Sophocles (c. 496-406 B.C.), the second of the great tragic poets, wrote over 100 tragedies. Of these, there are fragments for more than 80, but only seven complete tragedies: Oedipus Tyrannus Oedipus at Colonus Antigone Electra Trachiniae Ajax Philoctetes Sophocles' contributions to the field of tragedy include introducing a third actor to the drama. He is well-remembered for his tragedies about Oedipus of Freud's complex-fame.

Tacitus Cornelius

Tacitus (c. A.D. 56 - c. 120) is considered the greatest of the ancient historians. He writes about maintaining neutrality in his writing.
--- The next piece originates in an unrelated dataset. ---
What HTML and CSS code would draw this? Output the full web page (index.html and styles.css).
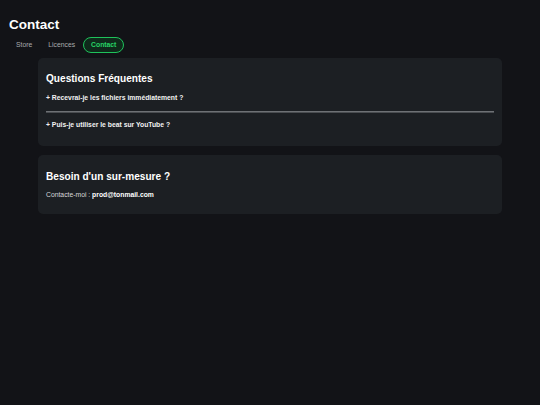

A student of the grammarian Quintilian, Tacitus wrote: De vita Iulii Agricolae 'The Life of Julius Agricola De origine et situ Germanorum 'The Germania' Dialogus de oratoribus 'Dialogue on Oratory' 'Histories'  

Thucydides

Thucydides (born c. 460-455 B.C.) wrote a valuable first-hand account of the Peloponnesian War (History of the Peloponnesian Wa) and improved the way in which history was written. Thucydides wrote his history based on information about the war from his days as an Athenian commander and interviews with people on both sides of the war. Unlike his predecessor, Herodotus, he didn't delve into the background, but laid out the facts as he saw them, chronologically. We recognize more of what we consider the historical method in Thucydides than we do in his predecessor, Herodotus.  

Vergil (Virgil)

Publius Vergilius Maro (Oct. 15, 70 - Sept. 21, 19 B.C.), aka Vergil or Virgil, wrote an epic masterpiece, the Aeneid, for the glory of Rome and especially Augustus. He also wrote poems called Bucolics and Eclogues, but he is chiefly known now for his story of the Trojan prince Aeneas' adventures and founding of Rome, which is patterned on the Odyssey and Iliad. Not only was Vergil's writing continuously read throughout the Middle Ages, but even today he exerts an influence on poets and the college-bound because Vergil is on the Latin AP exam.